This is the third article in a short series on fuzzy matching:
- Example algorithms
- Testing and context
In this article I will consider the difference between context-dependent and context-independent fuzziness, and think about how fuzzy matching systems can be tested.
Context-dependent and context-independent fuzziness
If you are trying to do fuzzy matching of strings, then the previous article introduced one way of doing that – the Levenshtein distance. The Levenshtein distance knows nothing about the strings being compared, so can be described as a context-independent approach.
There are situations where this works, but others where it doesn’t. For instance, to a human the following strings are likely to fall into two groups of two:
- Fred Brooks Consulting Services Ltd.
- F. Brooks Limited
- Jo Smith and Sons PLC
- J. Smith
This is even though there are big differences within the pairs. A human has subconsciously switched to the domain of company names, which contains a subdomain of people’s names. In this context (in the UK at least) “Limited” and “Ltd.” are synonyms, “Fred” can be abbreviated to “F.” and “Jo” to “J.”, and “Consulting Services” and “and Sons PLC” are relatively low importance, filler-type words.
If you wanted a computer to say that the list of four names above was split into two pairs, you would need to encode the rules of the context so that the computer can follow them. For instance, remove all low importance (low entropy) words, and convert words to a standard synonym (e.g. Limited to Ltd).
It’s important to know which context is the appropriate one, as different contexts could have conflicting rules. For instance, if you were compiling a list of synonyms, then jump/leap seems like a sensible pair, but different contexts would have different synonyms for jumper:
- Jumper/sweater – clothing
- Jumper/shunt – electronics
- Jumper/hunter – horses
Not all manipulation of text needs to be context-specific. It’s possible to encode rules about how words are formed from smaller elements (the rules of morphology) e.g. how singular becomes plural, how an adjective becomes an adverb etc. Then these rules can be applied to reduce words to just their most important part and throw away the bits that change via the rules. So, history, histories and historical would all be converted to something like histor, showing that they are all different aspects of the same word. This process is referred to as stemming.
It’s possible to combine context-dependent and context-independent fuzzy matching. For instance, filler words are removed (context-dependent) and then what’s left is compared via the Levenshtein distance (context-independent).

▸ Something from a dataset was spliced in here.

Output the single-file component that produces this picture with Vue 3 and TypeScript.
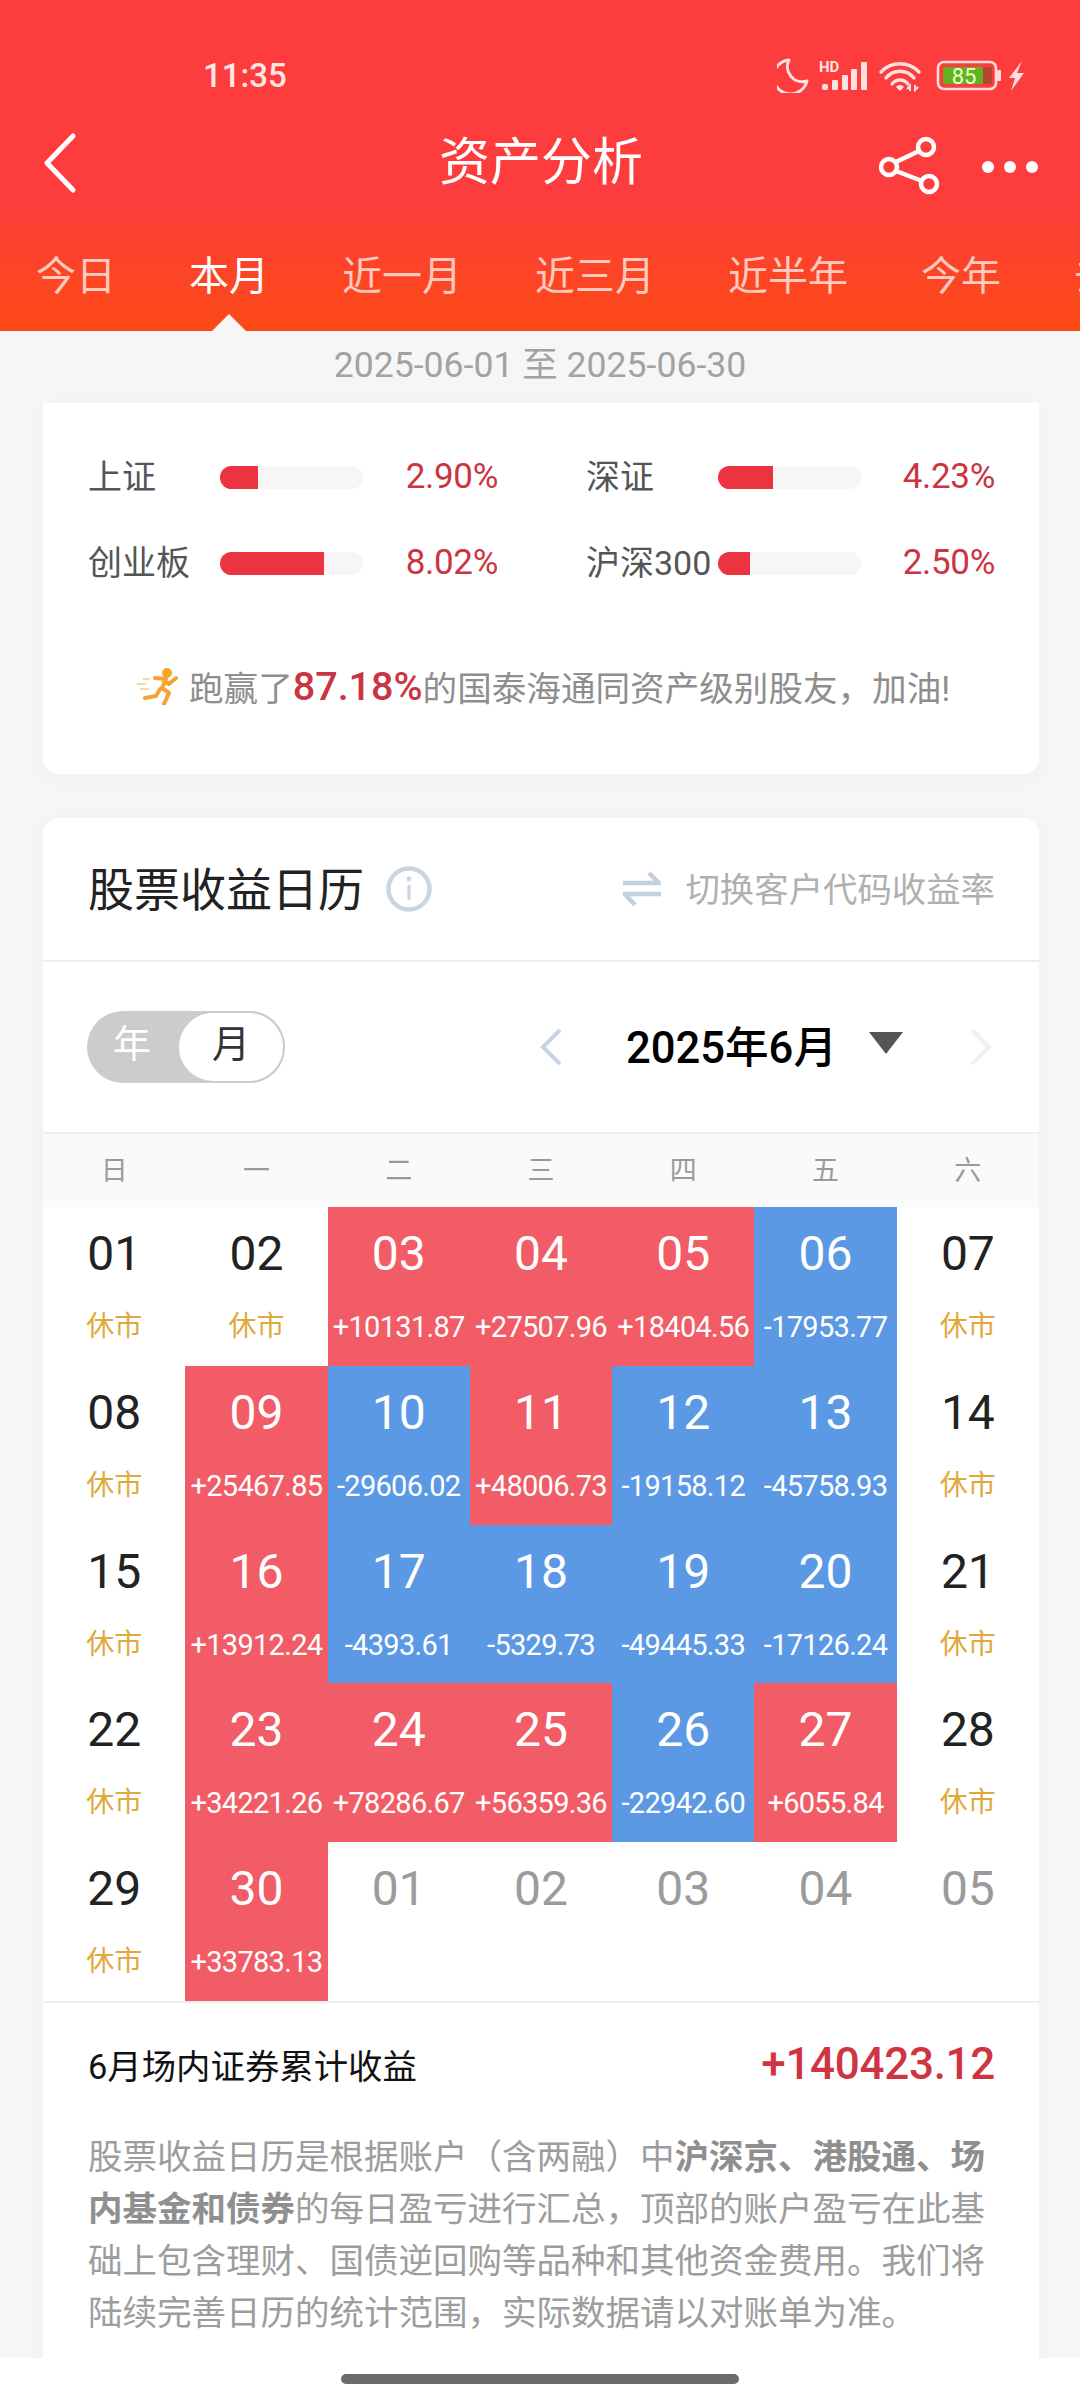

Note that, the context-dependent parts of fuzzy matching can be just as arbitrary as the context-independent. With the context-independent Levenshtein distance, the arbitrary choice is over how great a distance is acceptable. With context-dependent approaches you need to decide which words you include in the list of filler words to delete, which words you pick as deserving a list of synonyms and the words you include in each list of synonyms.
This isn’t intended to a comprehensive description of context-dependent fuzzy matching because that’s, as the name suggests, context-dependent and I can’t cover all contexts here.
If you refer to the first article in the series, you can see that I split the problem of fuzzy matching into two: how a match is scored and where the dividing line is of scores that are good enough vs. scores that aren’t good enough. If you were doing white box testing, where you could see the inner workings of the code, you could try to test the two parts separately.
However, I will assume that you are doing black box testing, and so can’t get this level of detail. Instead, the best you can do is a more general exploration of how the system copes with variability and ambiguity.
In the case of speech recognition (for which you might use an HMM), you could try:
- Different kinds of speaker;
- Different ways of speaking for one speaker (quietly/loudly, fast/slowly, happy/sad etc.);
- Different amounts and kinds of background noise (radio, railway station, beard scrape);
- Ambiguous sounds.
What’s ambiguous will depend on the context a bit, but it will be things like words that rhyme with each other, the letters S and F, the letters that rhyme with E, 5 and 9 etc.
In the case of text matching, you could start with a perfect match, then move further and further away. If you know two or more words that the system’s interested in, preferably ones that are similar to each other, you could work out a word containing typos that’s mid-way between two of the important words and see which, if either, is picked. For instance, if the system’s looking for hammer and spanner, then the nonsense word hanner is mid-way between the two (it’s at a Levenshtein distance of two from both).
There’s an awful lot more to testing fuzzy matching than this – much more than I could cover in a single article. As well as purely technical concerns it’s important to consider the human side of things. For instance, if the system is doing fuzzy matching of photos of people’s faces, does the matching work equally well or poorly for different skin colours, genders, ages etc?